[Exercise instructions]: Copy out every line exactly, passing over the pictures.

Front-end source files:
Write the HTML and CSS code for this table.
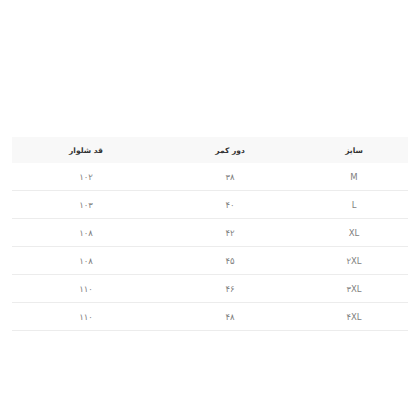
FILE: index.html
```html
<!DOCTYPE html>
<html lang="fa" dir="rtl">
<head>
<meta charset="utf-8">
<link rel="stylesheet" href="styles.css">
</head>
<body>
<div class="wrap">
  <table class="sizes">
    <thead>
      <tr><th class="c1">سایز</th><th class="c2">دور کمر</th><th class="c3">قد شلوار</th></tr>
    </thead>
    <tbody>
      <tr><td>M</td><td>۳۸</td><td>۱۰۲</td></tr>
      <tr><td>L</td><td>۴۰</td><td>۱۰۳</td></tr>
      <tr><td>XL</td><td>۴۲</td><td>۱۰۸</td></tr>
      <tr><td>۲XL</td><td>۴۵</td><td>۱۰۸</td></tr>
      <tr><td>۳XL</td><td>۴۶</td><td>۱۱۰</td></tr>
      <tr><td>۴XL</td><td>۴۸</td><td>۱۱۰</td></tr>
    </tbody>
  </table>
</div>
</body>
</html>
```

FILE: styles.css
```css
html, body {
  margin: 0;
  padding: 0;
  background: #fff;
}
.wrap {
  padding: 137px 12px 0 12px;
}
.sizes {
  width: 396px;
  border-collapse: collapse;
  table-layout: fixed;
  font-family: "DejaVu Sans", sans-serif;
}
.sizes .c1 { width: 108px; }
.sizes .c2 { width: 140px; }
.sizes .c3 { width: 148px; }
.sizes th {
  background: #f8f8f8;
  height: 26px;
  padding: 0;
  font-size: 7.5px;
  font-weight: bold;
  color: #333;
  text-align: center;
  vertical-align: middle;
}
.sizes td {
  height: 27px;
  padding: 0;
  font-size: 8.5px;
  color: #808080;
  text-align: center;
  vertical-align: middle;
  border-bottom: 1px solid #ececec;
}
```
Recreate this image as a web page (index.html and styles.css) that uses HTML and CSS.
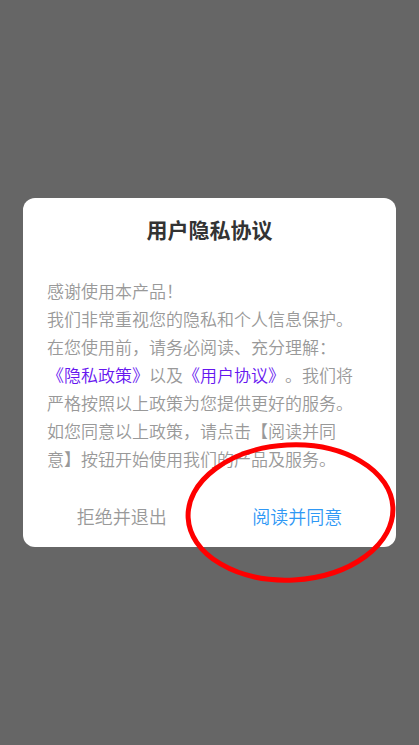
FILE: index.html
```html
<!DOCTYPE html>
<html lang="zh-CN">
<head>
<meta charset="utf-8">
<title>用户隐私协议</title>
<link rel="stylesheet" href="styles.css">
</head>
<body>
<div class="screen">
  <div class="dialog">
    <h1 class="title">用户隐私协议</h1>
    <div class="content">
      <p class="line">感谢使用本产品！</p>
      <p class="line">我们非常重视您的隐私和个人信息保护。</p>
      <p class="line">在您使用前，请务必阅读、充分理解：</p>
      <p class="line"><span class="link">《隐私政策》</span>以及<span class="link">《用户协议》</span>。我们将严格按照以上政策为您提供更好的服务。如您同意以上政策，请点击【阅读并同意】按钮开始使用我们的产品及服务。</p>
    </div>
    <div class="actions">
      <button class="btn btn-reject">拒绝并退出</button>
      <button class="btn btn-agree">阅读并同意</button>
    </div>
  </div>
  <svg class="mark" width="419" height="745" viewBox="0 0 419 745" aria-hidden="true">
    <ellipse cx="290.5" cy="512.5" rx="102.5" ry="67.5" transform="rotate(-3 290.5 512.5)" fill="none" stroke="#ff0000" stroke-width="5"/>
  </svg>
</div>
</body>
</html>
```
FILE: styles.css
```css
html, body {
  margin: 0;
  padding: 0;
  background: #666666;
}
.screen {
  position: relative;
  width: 419px;
  height: 745px;
  display: flex;
  align-items: center;
  justify-content: center;
  font-family: "Noto Sans CJK SC", "Noto Sans", sans-serif;
}
.dialog {
  width: 373px;
  height: 349px;
  box-sizing: border-box;
  background: #ffffff;
  border-radius: 12px;
  padding-top: 17px;
  padding-bottom: 2px;
  display: flex;
  flex-direction: column;
}
.title {
  margin: 0;
  font-size: 21px;
  line-height: 28px;
  font-weight: 700;
  color: #333333;
  text-align: center;
}
.content {
  margin-top: 34px;
  padding: 0 28px 0 24px;
  font-size: 17px;
  line-height: 28px;
  font-weight: 350;
  color: #999999;
  text-spacing-trim: space-all;
  line-break: strict;
}
.line {
  margin: 0;
}
.link {
  color: #6616f0;
}
.actions {
  margin-top: auto;
  height: 58px;
  padding: 0 11px;
  display: flex;
}
.btn {
  flex: 1;
  border: none;
  background: transparent;
  font-family: inherit;
  font-size: 18px;
  font-weight: 350;
  padding: 0;
  cursor: pointer;
}
.btn-reject {
  color: #999999;
}
.btn-agree {
  color: #2f98f5;
}
.mark {
  position: absolute;
  left: 0;
  top: 0;
  pointer-events: none;
}
```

[Response below]:
Write the HTML and CSS code for this table.
FILE: index.html
```html
<!DOCTYPE html>
<html lang="fa" dir="rtl">
<head>
<meta charset="utf-8">
<link rel="stylesheet" href="styles.css">
</head>
<body>
<div class="wrap">
  <table class="sizes">
    <thead>
      <tr><th class="c1">سایز</th><th class="c2">دور کمر</th><th class="c3">قد شلوار</th></tr>
    </thead>
    <tbody>
      <tr><td>M</td><td>۳۸</td><td>۱۰۲</td></tr>
      <tr><td>L</td><td>۴۰</td><td>۱۰۳</td></tr>
      <tr><td>XL</td><td>۴۲</td><td>۱۰۸</td></tr>
      <tr><td>۲XL</td><td>۴۵</td><td>۱۰۸</td></tr>
      <tr><td>۳XL</td><td>۴۶</td><td>۱۱۰</td></tr>
      <tr><td>۴XL</td><td>۴۸</td><td>۱۱۰</td></tr>
    </tbody>
  </table>
</div>
</body>
</html>
```

FILE: styles.css
```css
html, body {
  margin: 0;
  padding: 0;
  background: #fff;
}
.wrap {
  padding: 137px 12px 0 12px;
}
.sizes {
  width: 396px;
  border-collapse: collapse;
  table-layout: fixed;
  font-family: "DejaVu Sans", sans-serif;
}
.sizes .c1 { width: 108px; }
.sizes .c2 { width: 140px; }
.sizes .c3 { width: 148px; }
.sizes th {
  background: #f8f8f8;
  height: 26px;
  padding: 0;
  font-size: 7.5px;
  font-weight: bold;
  color: #333;
  text-align: center;
  vertical-align: middle;
}
.sizes td {
  height: 27px;
  padding: 0;
  font-size: 8.5px;
  color: #808080;
  text-align: center;
  vertical-align: middle;
  border-bottom: 1px solid #ececec;
}
```
Recreate this image as a web page (index.html and styles.css) that uses HTML and CSS.
FILE: index.html
```html
<!DOCTYPE html>
<html lang="zh-CN">
<head>
<meta charset="utf-8">
<title>用户隐私协议</title>
<link rel="stylesheet" href="styles.css">
</head>
<body>
<div class="screen">
  <div class="dialog">
    <h1 class="title">用户隐私协议</h1>
    <div class="content">
      <p class="line">感谢使用本产品！</p>
      <p class="line">我们非常重视您的隐私和个人信息保护。</p>
      <p class="line">在您使用前，请务必阅读、充分理解：</p>
      <p class="line"><span class="link">《隐私政策》</span>以及<span class="link">《用户协议》</span>。我们将严格按照以上政策为您提供更好的服务。如您同意以上政策，请点击【阅读并同意】按钮开始使用我们的产品及服务。</p>
    </div>
    <div class="actions">
      <button class="btn btn-reject">拒绝并退出</button>
      <button class="btn btn-agree">阅读并同意</button>
    </div>
  </div>
  <svg class="mark" width="419" height="745" viewBox="0 0 419 745" aria-hidden="true">
    <ellipse cx="290.5" cy="512.5" rx="102.5" ry="67.5" transform="rotate(-3 290.5 512.5)" fill="none" stroke="#ff0000" stroke-width="5"/>
  </svg>
</div>
</body>
</html>
```
FILE: styles.css
```css
html, body {
  margin: 0;
  padding: 0;
  background: #666666;
}
.screen {
  position: relative;
  width: 419px;
  height: 745px;
  display: flex;
  align-items: center;
  justify-content: center;
  font-family: "Noto Sans CJK SC", "Noto Sans", sans-serif;
}
.dialog {
  width: 373px;
  height: 349px;
  box-sizing: border-box;
  background: #ffffff;
  border-radius: 12px;
  padding-top: 17px;
  padding-bottom: 2px;
  display: flex;
  flex-direction: column;
}
.title {
  margin: 0;
  font-size: 21px;
  line-height: 28px;
  font-weight: 700;
  color: #333333;
  text-align: center;
}
.content {
  margin-top: 34px;
  padding: 0 28px 0 24px;
  font-size: 17px;
  line-height: 28px;
  font-weight: 350;
  color: #999999;
  text-spacing-trim: space-all;
  line-break: strict;
}
.line {
  margin: 0;
}
.link {
  color: #6616f0;
}
.actions {
  margin-top: auto;
  height: 58px;
  padding: 0 11px;
  display: flex;
}
.btn {
  flex: 1;
  border: none;
  background: transparent;
  font-family: inherit;
  font-size: 18px;
  font-weight: 350;
  padding: 0;
  cursor: pointer;
}
.btn-reject {
  color: #999999;
}
.btn-agree {
  color: #2f98f5;
}
.mark {
  position: absolute;
  left: 0;
  top: 0;
  pointer-events: none;
}
```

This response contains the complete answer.